▶ [TASK DETAILS]: Output the full listing below exactly as it reads, and skip anything that is a picture.

▶ [DATA BLOCK]:
##########
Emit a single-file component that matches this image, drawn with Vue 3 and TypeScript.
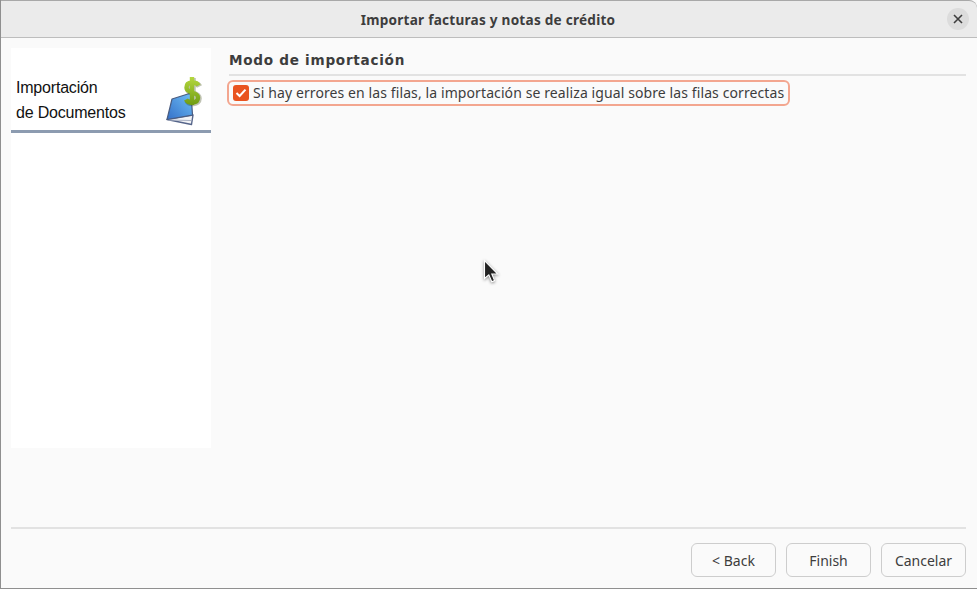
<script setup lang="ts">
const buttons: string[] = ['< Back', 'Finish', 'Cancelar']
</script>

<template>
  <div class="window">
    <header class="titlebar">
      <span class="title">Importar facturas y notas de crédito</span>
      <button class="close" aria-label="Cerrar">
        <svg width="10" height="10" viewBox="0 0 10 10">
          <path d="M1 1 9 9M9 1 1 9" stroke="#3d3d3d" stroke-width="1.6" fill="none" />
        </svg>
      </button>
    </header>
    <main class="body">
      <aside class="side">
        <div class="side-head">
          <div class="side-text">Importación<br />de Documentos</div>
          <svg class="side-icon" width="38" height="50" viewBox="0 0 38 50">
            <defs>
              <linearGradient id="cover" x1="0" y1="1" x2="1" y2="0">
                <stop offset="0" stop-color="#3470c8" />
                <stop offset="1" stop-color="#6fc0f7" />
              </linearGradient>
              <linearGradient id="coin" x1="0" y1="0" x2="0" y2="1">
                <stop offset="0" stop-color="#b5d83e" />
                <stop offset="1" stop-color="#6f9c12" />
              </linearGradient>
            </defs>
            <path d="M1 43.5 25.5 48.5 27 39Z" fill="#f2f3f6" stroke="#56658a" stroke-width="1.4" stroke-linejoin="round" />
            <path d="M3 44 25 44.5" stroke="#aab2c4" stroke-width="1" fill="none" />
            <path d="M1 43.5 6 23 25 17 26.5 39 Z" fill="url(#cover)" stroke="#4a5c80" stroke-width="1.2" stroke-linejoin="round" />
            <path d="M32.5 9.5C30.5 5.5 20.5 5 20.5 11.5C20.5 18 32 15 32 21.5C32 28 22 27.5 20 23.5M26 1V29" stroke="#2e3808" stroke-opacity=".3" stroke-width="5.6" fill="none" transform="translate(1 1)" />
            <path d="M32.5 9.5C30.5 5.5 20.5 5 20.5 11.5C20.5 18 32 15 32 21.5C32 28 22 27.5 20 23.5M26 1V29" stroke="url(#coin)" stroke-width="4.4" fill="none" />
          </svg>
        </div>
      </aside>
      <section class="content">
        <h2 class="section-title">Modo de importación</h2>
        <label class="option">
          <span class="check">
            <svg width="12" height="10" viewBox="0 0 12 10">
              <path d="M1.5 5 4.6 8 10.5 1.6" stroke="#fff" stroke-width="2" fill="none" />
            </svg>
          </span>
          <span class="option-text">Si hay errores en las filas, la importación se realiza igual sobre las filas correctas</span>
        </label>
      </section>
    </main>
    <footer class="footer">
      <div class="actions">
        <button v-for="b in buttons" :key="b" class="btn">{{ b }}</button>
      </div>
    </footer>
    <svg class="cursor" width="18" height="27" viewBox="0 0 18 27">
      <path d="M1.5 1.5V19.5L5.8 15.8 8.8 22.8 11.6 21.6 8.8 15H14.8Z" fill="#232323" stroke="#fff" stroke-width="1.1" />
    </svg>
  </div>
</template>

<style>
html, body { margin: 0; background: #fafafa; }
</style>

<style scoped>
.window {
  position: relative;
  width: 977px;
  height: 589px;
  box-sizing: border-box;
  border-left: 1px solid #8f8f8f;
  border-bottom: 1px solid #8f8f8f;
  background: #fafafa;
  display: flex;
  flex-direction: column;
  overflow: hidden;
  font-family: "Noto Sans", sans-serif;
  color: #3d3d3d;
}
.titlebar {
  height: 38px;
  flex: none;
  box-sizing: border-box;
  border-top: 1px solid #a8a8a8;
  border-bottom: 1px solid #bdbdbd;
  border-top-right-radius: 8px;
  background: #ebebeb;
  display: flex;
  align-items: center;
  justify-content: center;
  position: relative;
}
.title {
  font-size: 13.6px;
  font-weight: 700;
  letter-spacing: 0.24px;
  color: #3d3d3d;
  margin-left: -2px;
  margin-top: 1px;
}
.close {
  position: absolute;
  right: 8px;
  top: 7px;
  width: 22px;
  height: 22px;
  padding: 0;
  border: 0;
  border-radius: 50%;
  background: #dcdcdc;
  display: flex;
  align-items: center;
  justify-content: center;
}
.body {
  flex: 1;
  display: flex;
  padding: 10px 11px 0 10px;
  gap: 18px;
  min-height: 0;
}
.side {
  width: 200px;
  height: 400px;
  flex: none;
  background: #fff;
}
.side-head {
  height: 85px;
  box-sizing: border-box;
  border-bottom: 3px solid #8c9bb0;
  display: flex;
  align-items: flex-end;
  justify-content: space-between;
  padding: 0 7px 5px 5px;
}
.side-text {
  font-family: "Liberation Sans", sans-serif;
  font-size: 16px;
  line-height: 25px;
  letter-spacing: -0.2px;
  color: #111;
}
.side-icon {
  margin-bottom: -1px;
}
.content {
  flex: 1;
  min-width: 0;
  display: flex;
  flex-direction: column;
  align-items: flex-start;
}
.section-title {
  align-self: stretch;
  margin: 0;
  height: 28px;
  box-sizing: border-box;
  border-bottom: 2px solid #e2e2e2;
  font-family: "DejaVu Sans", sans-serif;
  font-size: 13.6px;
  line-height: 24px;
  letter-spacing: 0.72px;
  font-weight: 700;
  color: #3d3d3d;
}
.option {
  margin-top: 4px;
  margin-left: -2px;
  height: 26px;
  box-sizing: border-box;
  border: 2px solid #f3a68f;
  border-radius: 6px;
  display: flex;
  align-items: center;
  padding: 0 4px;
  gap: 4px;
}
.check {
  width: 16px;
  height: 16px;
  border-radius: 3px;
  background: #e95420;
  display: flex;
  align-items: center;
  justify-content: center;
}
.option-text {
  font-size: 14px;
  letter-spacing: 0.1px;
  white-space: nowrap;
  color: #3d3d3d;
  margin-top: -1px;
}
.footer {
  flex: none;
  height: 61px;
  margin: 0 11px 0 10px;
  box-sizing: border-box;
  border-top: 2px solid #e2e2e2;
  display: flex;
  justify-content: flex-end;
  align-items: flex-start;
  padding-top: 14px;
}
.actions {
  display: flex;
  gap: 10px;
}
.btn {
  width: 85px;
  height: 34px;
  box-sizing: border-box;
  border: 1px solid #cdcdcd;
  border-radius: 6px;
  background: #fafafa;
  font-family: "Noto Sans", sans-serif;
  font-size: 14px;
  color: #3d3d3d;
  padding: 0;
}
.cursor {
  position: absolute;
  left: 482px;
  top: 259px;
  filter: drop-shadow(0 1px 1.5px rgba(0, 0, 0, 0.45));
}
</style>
##########
▶ [FINAL RESULT]:
Emit a single-file component that matches this image, drawn with Vue 3 and TypeScript.
<script setup lang="ts">
const buttons: string[] = ['< Back', 'Finish', 'Cancelar']
</script>

<template>
  <div class="window">
    <header class="titlebar">
      <span class="title">Importar facturas y notas de crédito</span>
      <button class="close" aria-label="Cerrar">
        <svg width="10" height="10" viewBox="0 0 10 10">
          <path d="M1 1 9 9M9 1 1 9" stroke="#3d3d3d" stroke-width="1.6" fill="none" />
        </svg>
      </button>
    </header>
    <main class="body">
      <aside class="side">
        <div class="side-head">
          <div class="side-text">Importación<br />de Documentos</div>
          <svg class="side-icon" width="38" height="50" viewBox="0 0 38 50">
            <defs>
              <linearGradient id="cover" x1="0" y1="1" x2="1" y2="0">
                <stop offset="0" stop-color="#3470c8" />
                <stop offset="1" stop-color="#6fc0f7" />
              </linearGradient>
              <linearGradient id="coin" x1="0" y1="0" x2="0" y2="1">
                <stop offset="0" stop-color="#b5d83e" />
                <stop offset="1" stop-color="#6f9c12" />
              </linearGradient>
            </defs>
            <path d="M1 43.5 25.5 48.5 27 39Z" fill="#f2f3f6" stroke="#56658a" stroke-width="1.4" stroke-linejoin="round" />
            <path d="M3 44 25 44.5" stroke="#aab2c4" stroke-width="1" fill="none" />
            <path d="M1 43.5 6 23 25 17 26.5 39 Z" fill="url(#cover)" stroke="#4a5c80" stroke-width="1.2" stroke-linejoin="round" />
            <path d="M32.5 9.5C30.5 5.5 20.5 5 20.5 11.5C20.5 18 32 15 32 21.5C32 28 22 27.5 20 23.5M26 1V29" stroke="#2e3808" stroke-opacity=".3" stroke-width="5.6" fill="none" transform="translate(1 1)" />
            <path d="M32.5 9.5C30.5 5.5 20.5 5 20.5 11.5C20.5 18 32 15 32 21.5C32 28 22 27.5 20 23.5M26 1V29" stroke="url(#coin)" stroke-width="4.4" fill="none" />
          </svg>
        </div>
      </aside>
      <section class="content">
        <h2 class="section-title">Modo de importación</h2>
        <label class="option">
          <span class="check">
            <svg width="12" height="10" viewBox="0 0 12 10">
              <path d="M1.5 5 4.6 8 10.5 1.6" stroke="#fff" stroke-width="2" fill="none" />
            </svg>
          </span>
          <span class="option-text">Si hay errores en las filas, la importación se realiza igual sobre las filas correctas</span>
        </label>
      </section>
    </main>
    <footer class="footer">
      <div class="actions">
        <button v-for="b in buttons" :key="b" class="btn">{{ b }}</button>
      </div>
    </footer>
    <svg class="cursor" width="18" height="27" viewBox="0 0 18 27">
      <path d="M1.5 1.5V19.5L5.8 15.8 8.8 22.8 11.6 21.6 8.8 15H14.8Z" fill="#232323" stroke="#fff" stroke-width="1.1" />
    </svg>
  </div>
</template>

<style>
html, body { margin: 0; background: #fafafa; }
</style>

<style scoped>
.window {
  position: relative;
  width: 977px;
  height: 589px;
  box-sizing: border-box;
  border-left: 1px solid #8f8f8f;
  border-bottom: 1px solid #8f8f8f;
  background: #fafafa;
  display: flex;
  flex-direction: column;
  overflow: hidden;
  font-family: "Noto Sans", sans-serif;
  color: #3d3d3d;
}
.titlebar {
  height: 38px;
  flex: none;
  box-sizing: border-box;
  border-top: 1px solid #a8a8a8;
  border-bottom: 1px solid #bdbdbd;
  border-top-right-radius: 8px;
  background: #ebebeb;
  display: flex;
  align-items: center;
  justify-content: center;
  position: relative;
}
.title {
  font-size: 13.6px;
  font-weight: 700;
  letter-spacing: 0.24px;
  color: #3d3d3d;
  margin-left: -2px;
  margin-top: 1px;
}
.close {
  position: absolute;
  right: 8px;
  top: 7px;
  width: 22px;
  height: 22px;
  padding: 0;
  border: 0;
  border-radius: 50%;
  background: #dcdcdc;
  display: flex;
  align-items: center;
  justify-content: center;
}
.body {
  flex: 1;
  display: flex;
  padding: 10px 11px 0 10px;
  gap: 18px;
  min-height: 0;
}
.side {
  width: 200px;
  height: 400px;
  flex: none;
  background: #fff;
}
.side-head {
  height: 85px;
  box-sizing: border-box;
  border-bottom: 3px solid #8c9bb0;
  display: flex;
  align-items: flex-end;
  justify-content: space-between;
  padding: 0 7px 5px 5px;
}
.side-text {
  font-family: "Liberation Sans", sans-serif;
  font-size: 16px;
  line-height: 25px;
  letter-spacing: -0.2px;
  color: #111;
}
.side-icon {
  margin-bottom: -1px;
}
.content {
  flex: 1;
  min-width: 0;
  display: flex;
  flex-direction: column;
  align-items: flex-start;
}
.section-title {
  align-self: stretch;
  margin: 0;
  height: 28px;
  box-sizing: border-box;
  border-bottom: 2px solid #e2e2e2;
  font-family: "DejaVu Sans", sans-serif;
  font-size: 13.6px;
  line-height: 24px;
  letter-spacing: 0.72px;
  font-weight: 700;
  color: #3d3d3d;
}
.option {
  margin-top: 4px;
  margin-left: -2px;
  height: 26px;
  box-sizing: border-box;
  border: 2px solid #f3a68f;
  border-radius: 6px;
  display: flex;
  align-items: center;
  padding: 0 4px;
  gap: 4px;
}
.check {
  width: 16px;
  height: 16px;
  border-radius: 3px;
  background: #e95420;
  display: flex;
  align-items: center;
  justify-content: center;
}
.option-text {
  font-size: 14px;
  letter-spacing: 0.1px;
  white-space: nowrap;
  color: #3d3d3d;
  margin-top: -1px;
}
.footer {
  flex: none;
  height: 61px;
  margin: 0 11px 0 10px;
  box-sizing: border-box;
  border-top: 2px solid #e2e2e2;
  display: flex;
  justify-content: flex-end;
  align-items: flex-start;
  padding-top: 14px;
}
.actions {
  display: flex;
  gap: 10px;
}
.btn {
  width: 85px;
  height: 34px;
  box-sizing: border-box;
  border: 1px solid #cdcdcd;
  border-radius: 6px;
  background: #fafafa;
  font-family: "Noto Sans", sans-serif;
  font-size: 14px;
  color: #3d3d3d;
  padding: 0;
}
.cursor {
  position: absolute;
  left: 482px;
  top: 259px;
  filter: drop-shadow(0 1px 1.5px rgba(0, 0, 0, 0.45));
}
</style>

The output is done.